Festivals are meant to show off films and directors, I am convinced of that fact, and the failings of a system that has stopped doing its job properly due to financial concerns must not be attributed to film festivals. If anything, we should be thanking festivals for continuing to strive to create future possibilities for films and directors. Festivals discover, promote and attempt to identify directors and films that promise to help us progress towards the future. You can't also ask them to do the work of distributors, critics and sales agents. Those are entirely different jobs. Nor should we think of film festivals as a simple platform for launching films that will be released in cinemas in the autumn. Last year, Venice International Film Critics’ Week offered numerous future hypotheses that were well received. We hope the same happens with this edition.
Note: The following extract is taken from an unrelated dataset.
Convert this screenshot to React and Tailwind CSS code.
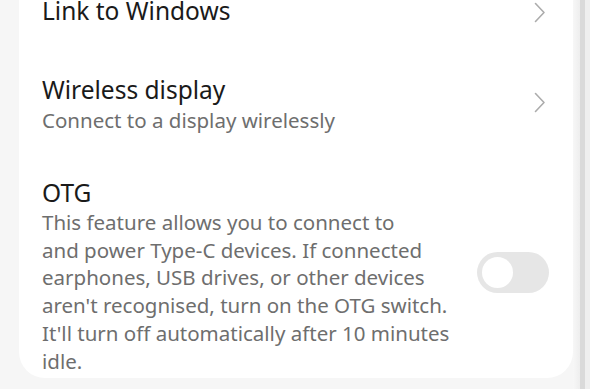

You have tried to widen perspectives even more in this year’s edition
The real challenge is to push the boundaries of the world. Cinema doesn't only speak British and American English. Despite populist propaganda, the world consists of many worlds and experiences. It's impossible to represent such vital possibilities and experiments in just nine films, but the duty of those who have the privilege of promoting culture and thought is to try to open doors as much as they can, while policies would very much like to close those doors instead. It’s not about banally safeguarding national presences at festivals, it’s about trying to intercept movements, friction and the clashes between images and the urgencies of history. Not in terms of the sociological, or content, but in terms of the primacy of the poetic, which, as far as we are concerned, is always political. Despite the diversification of film, going to the cinema is still a collective experience that allows us to look at other ways of living and thinking.

In terms of the films that have been selected, there might not be a common thread but, better still, this year’s selection is a broad observation. There’s the extremely relevant Still Recording, which is about the war in Syria, the debut feature film by the Italian director Letizia Lamartire, the debut Montenegrin film You Have the Night and a peculiar directorial debut by the Finnish pop star Anna Eriksson.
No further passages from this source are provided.